Mayor of North Las Vegas
- In office 1997–2009
- Succeeded by: Shari Buck

Personal details
- Born: July 15, 1963 (age 62)
- Party: Republican
- Alma mater: Arizona State University
- Occupation: Former Mayor of North Las Vegas
- Website: Montandon for Governor

= Mike Montandon =

American politician

Michael L. Montandon (born July 15, 1963) is an American politician. He is the former mayor of North Las Vegas, Nevada and a Republican gubernatorial candidate in the Nevada gubernatorial election, 2010.

==Personal life==
Montandon is a graduate of Arizona State University. He also completed the Harvard University Program for Senior Executives at the John F. Kennedy School of Government.

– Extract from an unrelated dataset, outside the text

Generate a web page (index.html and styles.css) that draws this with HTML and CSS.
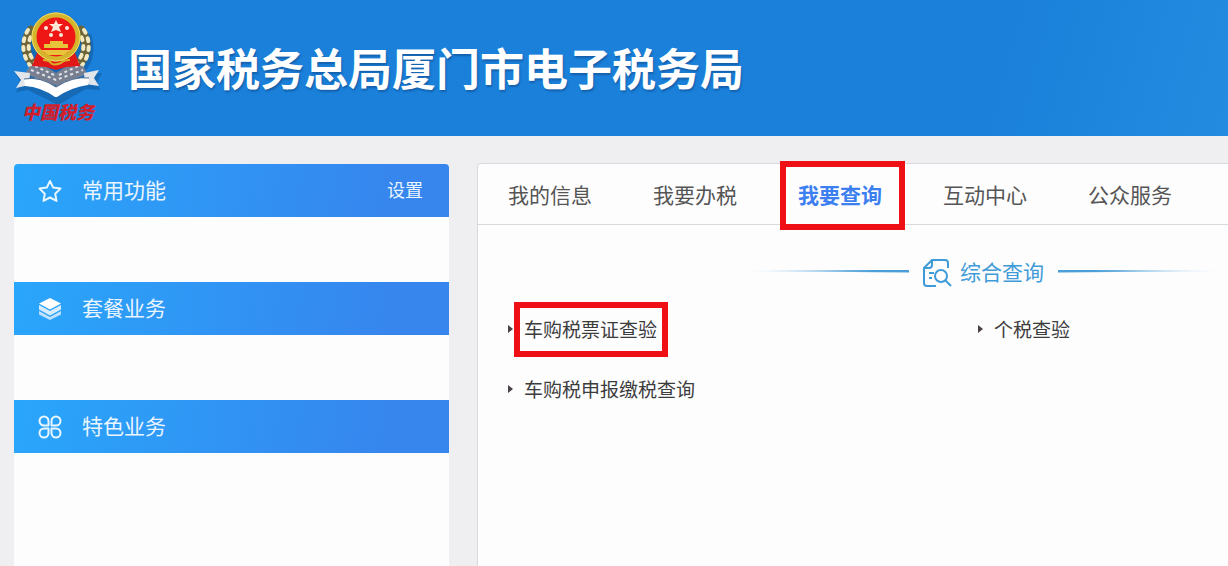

==2010 gubernatorial election==

Montandon, current Governor Jim Gibbons, and former federal judge Brian Sandoval have all announced their intentions to run. Montandon announced his candidacy in the summer of 2009.

===Issues===
Montandon is running on conservative credentials in the primary, on a platform including the following points:

- A "guarantee that 65% of every education dollar goes into our classrooms."
- Supporting "pro-life" values.
- Verification that "every person has the right to a secret ballot in any election that our government oversees."
- Opening Yucca Mountain because "it will bring new, high paying jobs to Nevada."
- Support of "a low tax environment [that] will bring businesses into the state and provide better jobs for all Nevadans."

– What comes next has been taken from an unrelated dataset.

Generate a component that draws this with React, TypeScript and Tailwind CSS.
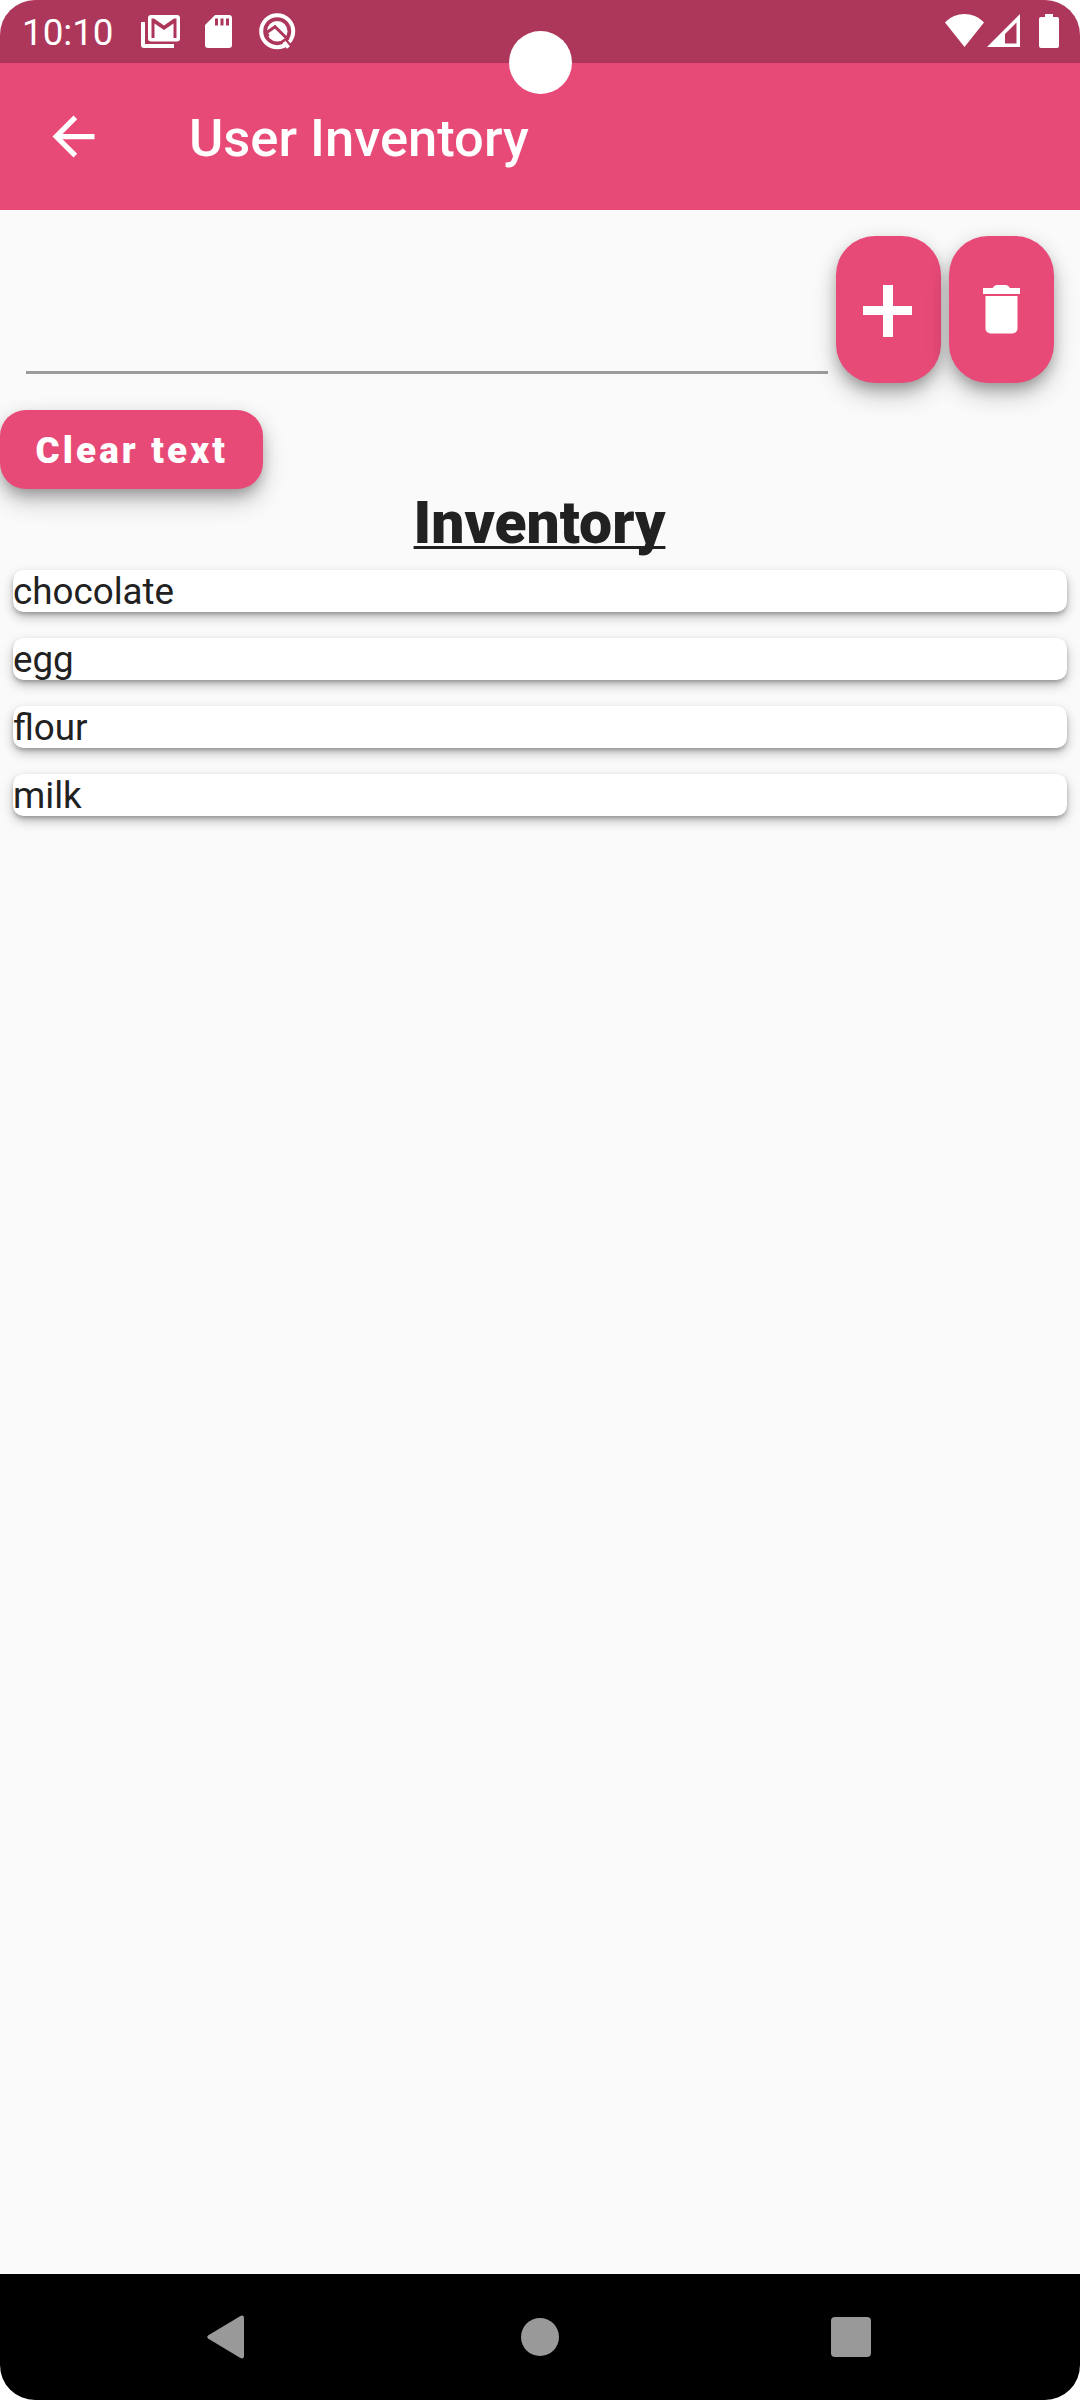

Montandon supports the following:

- Second amendment rights: "Our ignorance is assumed, even counted on, in the war against our freedoms. Even a cursory examination of the history of the first ten amendments to our Constitution, the Bill of Rights, would give us an indisputable argument against the forces that assail our liberties."
- The use of a minimum of 65 percent of primary-school education spending in the classroom: "It is clear to me that the first step is to establish a benchmark of ensuring that sixty five cents out of every dollar that Nevada spends on elementary education goes directly into the classroom. This will immediately establish the primacy of educating over bureaucracy."
- Economic growth through stable government policy: "Every politician talks about bringing high paying jobs to Nevada. These jobs don't come to Nevada unless Nevada sets its economic table properly."

===On his opponents===
Montandon called opponent Brian Sandoval a quitter as Sandoval jumped into the race in September 2009:

"Brian Sandoval quit mid-term in the Nevada Assembly. Brian Sandoval quit in the middle of his term as attorney general, virtually handing the office to a liberal Democrat in the next election. And now, Brian Sandoval says he will quit his job as a federal judge and give (President) Barack Obama the opportunity to appoint another liberal judge to the federal bench. Since when is quitting a qualification for governor?"